▶ [Exercise prompt]
Your task is to copy the listing exactly, with the pictures left out.

▶ [Dataset excerpt]

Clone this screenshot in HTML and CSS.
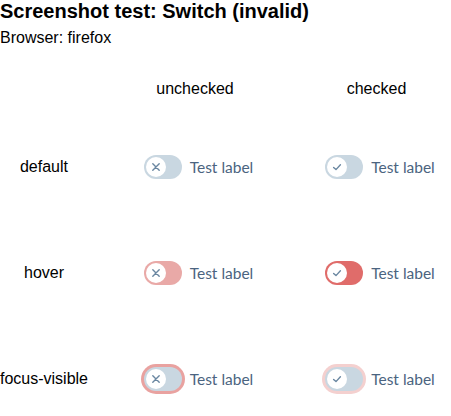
FILE: index.html
```html
<!DOCTYPE html>
<html>
<head>
<meta charset="utf-8">
<link rel="stylesheet" href="styles.css">
</head>
<body>
<h1 class="title">Screenshot test: Switch (invalid)</h1>
<p class="browser">Browser: firefox</p>
<div class="grid">
  <div class="cell head"></div>
  <div class="cell head">unchecked</div>
  <div class="cell head">checked</div>

  <div class="cell rowlabel">default</div>
  <div class="cell sw-cell">
    <span class="switch"><span class="track"><span class="thumb"><svg viewBox="0 0 20 20"><path d="M6.8 6.8 L13.2 13.2 M13.2 6.8 L6.8 13.2"/></svg></span></span><span class="label">Test label</span></span>
  </div>
  <div class="cell sw-cell">
    <span class="switch"><span class="track"><span class="thumb"><svg viewBox="0 0 20 20"><path d="M6.6 10.4 L9 12.6 L13.4 7.8"/></svg></span></span><span class="label">Test label</span></span>
  </div>

  <div class="cell rowlabel">hover</div>
  <div class="cell sw-cell">
    <span class="switch"><span class="track hover-off"><span class="thumb"><svg viewBox="0 0 20 20"><path d="M6.8 6.8 L13.2 13.2 M13.2 6.8 L6.8 13.2"/></svg></span></span><span class="label">Test label</span></span>
  </div>
  <div class="cell sw-cell">
    <span class="switch"><span class="track hover-on"><span class="thumb"><svg viewBox="0 0 20 20"><path d="M6.6 10.4 L9 12.6 L13.4 7.8"/></svg></span></span><span class="label">Test label</span></span>
  </div>

  <div class="cell rowlabel">focus-visible</div>
  <div class="cell sw-cell">
    <span class="switch"><span class="track focus-off"><span class="thumb"><svg viewBox="0 0 20 20"><path d="M6.8 6.8 L13.2 13.2 M13.2 6.8 L6.8 13.2"/></svg></span></span><span class="label">Test label</span></span>
  </div>
  <div class="cell sw-cell">
    <span class="switch"><span class="track focus-on"><span class="thumb"><svg viewBox="0 0 20 20"><path d="M6.6 10.4 L9 12.6 L13.4 7.8"/></svg></span></span><span class="label">Test label</span></span>
  </div>
</div>
</body>
</html>
```
FILE: styles.css
```css
html, body {
  margin: 0;
  padding: 0;
  background: #ffffff;
}
body {
  font-family: "Liberation Sans", Arial, sans-serif;
  color: #000000;
}
.title {
  margin: 0;
  font-size: 20px;
  font-weight: bold;
  line-height: 23px;
}
.browser {
  margin: 5px 0 0 0;
  font-size: 16px;
  line-height: 19px;
}
.grid {
  display: grid;
  grid-template-columns: 88px 214px 149px;
  grid-template-rows: 50px 106px 106px 106px;
  margin-top: 17px;
  font-size: 16px;
}
.cell {
  display: flex;
  align-items: center;
  justify-content: center;
  white-space: nowrap;
}
.sw-cell {
  padding-left: 7px;
}
.switch {
  display: inline-flex;
  align-items: center;
  gap: 8px;
}
.track {
  box-sizing: border-box;
  width: 38px;
  height: 24px;
  border-radius: 12px;
  background: #c9d7e1;
  padding: 2px;
  display: flex;
  align-items: center;
}
.thumb {
  width: 20px;
  height: 20px;
  border-radius: 50%;
  background: #ffffff;
  display: flex;
}
.thumb svg {
  width: 20px;
  height: 20px;
  fill: none;
  stroke: #6a87a1;
  stroke-width: 1.4;
  stroke-linecap: round;
  stroke-linejoin: round;
}
.hover-off {
  background: #e9a9a7;
}
.hover-on {
  background: #e06c6a;
}
.focus-off {
  box-shadow: 0 0 0 3px #e9a2a0;
}
.focus-on {
  box-shadow: 0 0 0 3px #f4d0cf;
}
.label {
  font-family: Lato, "Noto Sans", sans-serif;
  font-size: 15.5px;
  color: #4b6480;
}
```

▶ [Solution]
Clone this screenshot in HTML and CSS.
FILE: index.html
```html
<!DOCTYPE html>
<html>
<head>
<meta charset="utf-8">
<link rel="stylesheet" href="styles.css">
</head>
<body>
<h1 class="title">Screenshot test: Switch (invalid)</h1>
<p class="browser">Browser: firefox</p>
<div class="grid">
  <div class="cell head"></div>
  <div class="cell head">unchecked</div>
  <div class="cell head">checked</div>

  <div class="cell rowlabel">default</div>
  <div class="cell sw-cell">
    <span class="switch"><span class="track"><span class="thumb"><svg viewBox="0 0 20 20"><path d="M6.8 6.8 L13.2 13.2 M13.2 6.8 L6.8 13.2"/></svg></span></span><span class="label">Test label</span></span>
  </div>
  <div class="cell sw-cell">
    <span class="switch"><span class="track"><span class="thumb"><svg viewBox="0 0 20 20"><path d="M6.6 10.4 L9 12.6 L13.4 7.8"/></svg></span></span><span class="label">Test label</span></span>
  </div>

  <div class="cell rowlabel">hover</div>
  <div class="cell sw-cell">
    <span class="switch"><span class="track hover-off"><span class="thumb"><svg viewBox="0 0 20 20"><path d="M6.8 6.8 L13.2 13.2 M13.2 6.8 L6.8 13.2"/></svg></span></span><span class="label">Test label</span></span>
  </div>
  <div class="cell sw-cell">
    <span class="switch"><span class="track hover-on"><span class="thumb"><svg viewBox="0 0 20 20"><path d="M6.6 10.4 L9 12.6 L13.4 7.8"/></svg></span></span><span class="label">Test label</span></span>
  </div>

  <div class="cell rowlabel">focus-visible</div>
  <div class="cell sw-cell">
    <span class="switch"><span class="track focus-off"><span class="thumb"><svg viewBox="0 0 20 20"><path d="M6.8 6.8 L13.2 13.2 M13.2 6.8 L6.8 13.2"/></svg></span></span><span class="label">Test label</span></span>
  </div>
  <div class="cell sw-cell">
    <span class="switch"><span class="track focus-on"><span class="thumb"><svg viewBox="0 0 20 20"><path d="M6.6 10.4 L9 12.6 L13.4 7.8"/></svg></span></span><span class="label">Test label</span></span>
  </div>
</div>
</body>
</html>
```
FILE: styles.css
```css
html, body {
  margin: 0;
  padding: 0;
  background: #ffffff;
}
body {
  font-family: "Liberation Sans", Arial, sans-serif;
  color: #000000;
}
.title {
  margin: 0;
  font-size: 20px;
  font-weight: bold;
  line-height: 23px;
}
.browser {
  margin: 5px 0 0 0;
  font-size: 16px;
  line-height: 19px;
}
.grid {
  display: grid;
  grid-template-columns: 88px 214px 149px;
  grid-template-rows: 50px 106px 106px 106px;
  margin-top: 17px;
  font-size: 16px;
}
.cell {
  display: flex;
  align-items: center;
  justify-content: center;
  white-space: nowrap;
}
.sw-cell {
  padding-left: 7px;
}
.switch {
  display: inline-flex;
  align-items: center;
  gap: 8px;
}
.track {
  box-sizing: border-box;
  width: 38px;
  height: 24px;
  border-radius: 12px;
  background: #c9d7e1;
  padding: 2px;
  display: flex;
  align-items: center;
}
.thumb {
  width: 20px;
  height: 20px;
  border-radius: 50%;
  background: #ffffff;
  display: flex;
}
.thumb svg {
  width: 20px;
  height: 20px;
  fill: none;
  stroke: #6a87a1;
  stroke-width: 1.4;
  stroke-linecap: round;
  stroke-linejoin: round;
}
.hover-off {
  background: #e9a9a7;
}
.hover-on {
  background: #e06c6a;
}
.focus-off {
  box-shadow: 0 0 0 3px #e9a2a0;
}
.focus-on {
  box-shadow: 0 0 0 3px #f4d0cf;
}
.label {
  font-family: Lato, "Noto Sans", sans-serif;
  font-size: 15.5px;
  color: #4b6480;
}
```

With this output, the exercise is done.